(Prompt) Give every line of the data again, unchanged, but with no pictures.

Records with interface code:
* * *

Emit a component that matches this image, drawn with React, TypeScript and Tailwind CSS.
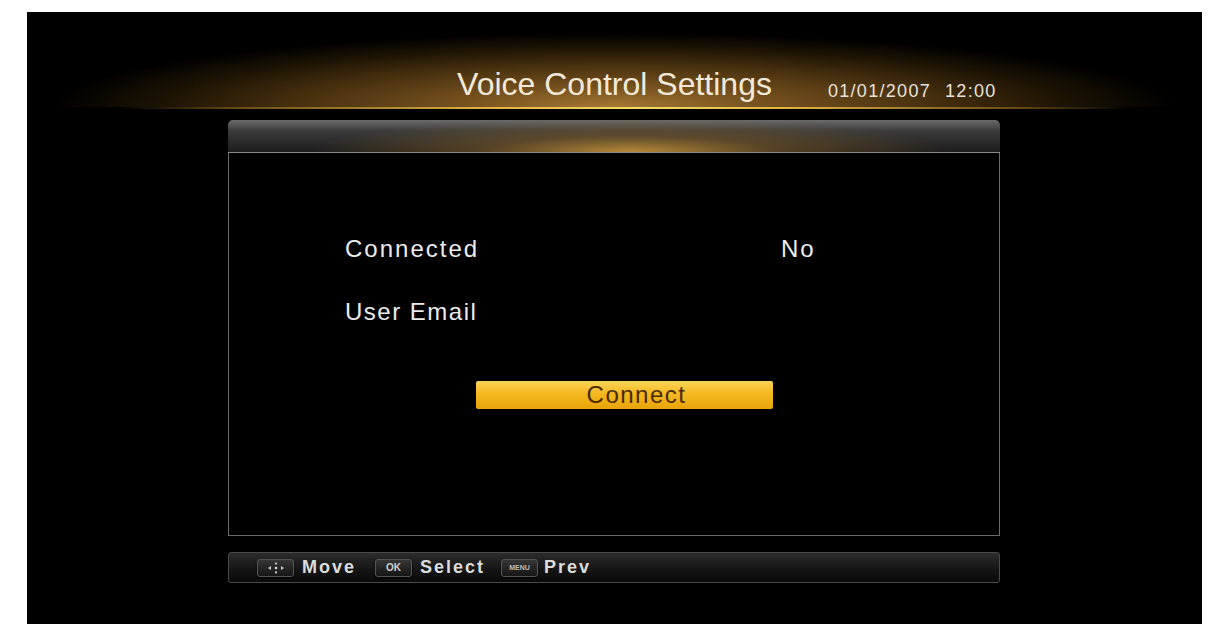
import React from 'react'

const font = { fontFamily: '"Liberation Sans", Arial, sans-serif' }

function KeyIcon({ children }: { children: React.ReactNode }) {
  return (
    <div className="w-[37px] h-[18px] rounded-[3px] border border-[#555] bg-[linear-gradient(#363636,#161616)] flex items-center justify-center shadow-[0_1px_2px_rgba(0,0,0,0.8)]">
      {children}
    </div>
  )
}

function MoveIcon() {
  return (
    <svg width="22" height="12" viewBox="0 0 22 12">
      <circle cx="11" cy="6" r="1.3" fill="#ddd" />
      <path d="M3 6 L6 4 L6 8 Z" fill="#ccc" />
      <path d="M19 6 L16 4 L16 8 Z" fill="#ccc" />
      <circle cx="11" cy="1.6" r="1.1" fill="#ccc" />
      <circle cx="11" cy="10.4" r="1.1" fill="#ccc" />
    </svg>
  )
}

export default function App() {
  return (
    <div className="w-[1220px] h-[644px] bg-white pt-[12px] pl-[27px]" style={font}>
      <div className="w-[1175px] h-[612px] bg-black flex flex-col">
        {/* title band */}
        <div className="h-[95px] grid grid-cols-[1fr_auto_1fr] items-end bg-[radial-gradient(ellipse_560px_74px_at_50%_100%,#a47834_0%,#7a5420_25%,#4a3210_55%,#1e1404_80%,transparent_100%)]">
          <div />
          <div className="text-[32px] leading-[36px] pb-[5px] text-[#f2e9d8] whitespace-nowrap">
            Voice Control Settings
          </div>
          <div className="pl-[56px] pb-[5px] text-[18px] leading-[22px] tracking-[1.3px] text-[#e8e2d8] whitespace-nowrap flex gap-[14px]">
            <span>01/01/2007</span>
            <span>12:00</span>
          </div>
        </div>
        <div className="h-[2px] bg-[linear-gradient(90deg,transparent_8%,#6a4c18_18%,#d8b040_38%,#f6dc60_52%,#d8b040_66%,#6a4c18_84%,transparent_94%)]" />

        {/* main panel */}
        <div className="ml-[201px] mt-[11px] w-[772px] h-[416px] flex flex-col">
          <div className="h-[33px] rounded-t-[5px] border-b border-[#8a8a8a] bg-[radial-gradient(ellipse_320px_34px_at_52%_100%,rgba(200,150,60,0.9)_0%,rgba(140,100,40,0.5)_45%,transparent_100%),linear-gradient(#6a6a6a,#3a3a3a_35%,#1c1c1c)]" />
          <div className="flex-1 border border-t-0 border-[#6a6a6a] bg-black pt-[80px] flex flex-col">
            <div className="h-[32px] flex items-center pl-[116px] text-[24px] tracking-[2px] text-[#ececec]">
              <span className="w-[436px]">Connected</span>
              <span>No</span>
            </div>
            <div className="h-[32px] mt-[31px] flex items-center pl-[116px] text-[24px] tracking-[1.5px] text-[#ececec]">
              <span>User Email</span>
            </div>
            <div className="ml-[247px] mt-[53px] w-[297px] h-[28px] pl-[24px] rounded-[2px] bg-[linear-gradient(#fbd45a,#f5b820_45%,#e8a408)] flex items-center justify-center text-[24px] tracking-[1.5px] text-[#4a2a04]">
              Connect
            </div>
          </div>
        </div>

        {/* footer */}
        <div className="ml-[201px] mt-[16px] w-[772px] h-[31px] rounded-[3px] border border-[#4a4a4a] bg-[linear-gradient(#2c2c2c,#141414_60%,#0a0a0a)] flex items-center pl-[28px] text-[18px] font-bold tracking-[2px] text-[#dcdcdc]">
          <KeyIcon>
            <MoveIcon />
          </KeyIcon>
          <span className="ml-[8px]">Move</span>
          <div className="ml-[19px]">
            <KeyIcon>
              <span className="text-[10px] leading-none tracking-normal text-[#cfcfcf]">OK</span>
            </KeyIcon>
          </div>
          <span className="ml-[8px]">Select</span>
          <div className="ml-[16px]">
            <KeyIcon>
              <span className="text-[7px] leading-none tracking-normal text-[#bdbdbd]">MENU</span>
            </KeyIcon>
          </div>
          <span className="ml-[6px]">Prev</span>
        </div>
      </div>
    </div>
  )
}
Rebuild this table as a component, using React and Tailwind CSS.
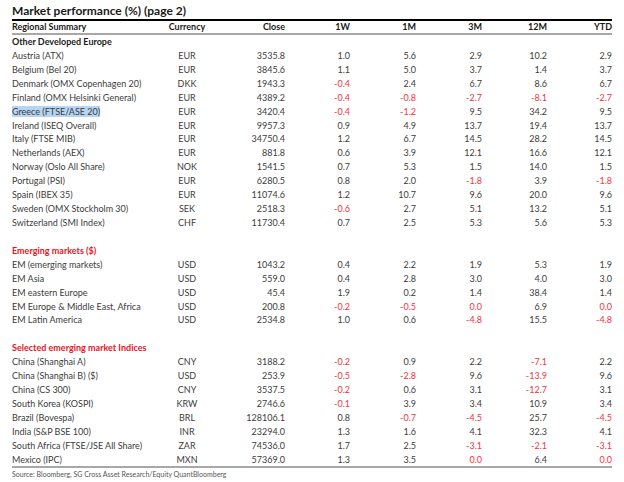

* * *

(Exercise response)
Emit a component that matches this image, drawn with React, TypeScript and Tailwind CSS.
import React from 'react'

const font = { fontFamily: '"Liberation Sans", Arial, sans-serif' }

function KeyIcon({ children }: { children: React.ReactNode }) {
  return (
    <div className="w-[37px] h-[18px] rounded-[3px] border border-[#555] bg-[linear-gradient(#363636,#161616)] flex items-center justify-center shadow-[0_1px_2px_rgba(0,0,0,0.8)]">
      {children}
    </div>
  )
}

function MoveIcon() {
  return (
    <svg width="22" height="12" viewBox="0 0 22 12">
      <circle cx="11" cy="6" r="1.3" fill="#ddd" />
      <path d="M3 6 L6 4 L6 8 Z" fill="#ccc" />
      <path d="M19 6 L16 4 L16 8 Z" fill="#ccc" />
      <circle cx="11" cy="1.6" r="1.1" fill="#ccc" />
      <circle cx="11" cy="10.4" r="1.1" fill="#ccc" />
    </svg>
  )
}

export default function App() {
  return (
    <div className="w-[1220px] h-[644px] bg-white pt-[12px] pl-[27px]" style={font}>
      <div className="w-[1175px] h-[612px] bg-black flex flex-col">
        {/* title band */}
        <div className="h-[95px] grid grid-cols-[1fr_auto_1fr] items-end bg-[radial-gradient(ellipse_560px_74px_at_50%_100%,#a47834_0%,#7a5420_25%,#4a3210_55%,#1e1404_80%,transparent_100%)]">
          <div />
          <div className="text-[32px] leading-[36px] pb-[5px] text-[#f2e9d8] whitespace-nowrap">
            Voice Control Settings
          </div>
          <div className="pl-[56px] pb-[5px] text-[18px] leading-[22px] tracking-[1.3px] text-[#e8e2d8] whitespace-nowrap flex gap-[14px]">
            <span>01/01/2007</span>
            <span>12:00</span>
          </div>
        </div>
        <div className="h-[2px] bg-[linear-gradient(90deg,transparent_8%,#6a4c18_18%,#d8b040_38%,#f6dc60_52%,#d8b040_66%,#6a4c18_84%,transparent_94%)]" />

        {/* main panel */}
        <div className="ml-[201px] mt-[11px] w-[772px] h-[416px] flex flex-col">
          <div className="h-[33px] rounded-t-[5px] border-b border-[#8a8a8a] bg-[radial-gradient(ellipse_320px_34px_at_52%_100%,rgba(200,150,60,0.9)_0%,rgba(140,100,40,0.5)_45%,transparent_100%),linear-gradient(#6a6a6a,#3a3a3a_35%,#1c1c1c)]" />
          <div className="flex-1 border border-t-0 border-[#6a6a6a] bg-black pt-[80px] flex flex-col">
            <div className="h-[32px] flex items-center pl-[116px] text-[24px] tracking-[2px] text-[#ececec]">
              <span className="w-[436px]">Connected</span>
              <span>No</span>
            </div>
            <div className="h-[32px] mt-[31px] flex items-center pl-[116px] text-[24px] tracking-[1.5px] text-[#ececec]">
              <span>User Email</span>
            </div>
            <div className="ml-[247px] mt-[53px] w-[297px] h-[28px] pl-[24px] rounded-[2px] bg-[linear-gradient(#fbd45a,#f5b820_45%,#e8a408)] flex items-center justify-center text-[24px] tracking-[1.5px] text-[#4a2a04]">
              Connect
            </div>
          </div>
        </div>

        {/* footer */}
        <div className="ml-[201px] mt-[16px] w-[772px] h-[31px] rounded-[3px] border border-[#4a4a4a] bg-[linear-gradient(#2c2c2c,#141414_60%,#0a0a0a)] flex items-center pl-[28px] text-[18px] font-bold tracking-[2px] text-[#dcdcdc]">
          <KeyIcon>
            <MoveIcon />
          </KeyIcon>
          <span className="ml-[8px]">Move</span>
          <div className="ml-[19px]">
            <KeyIcon>
              <span className="text-[10px] leading-none tracking-normal text-[#cfcfcf]">OK</span>
            </KeyIcon>
          </div>
          <span className="ml-[8px]">Select</span>
          <div className="ml-[16px]">
            <KeyIcon>
              <span className="text-[7px] leading-none tracking-normal text-[#bdbdbd]">MENU</span>
            </KeyIcon>
          </div>
          <span className="ml-[6px]">Prev</span>
        </div>
      </div>
    </div>
  )
}
Rebuild this table as a component, using React and Tailwind CSS.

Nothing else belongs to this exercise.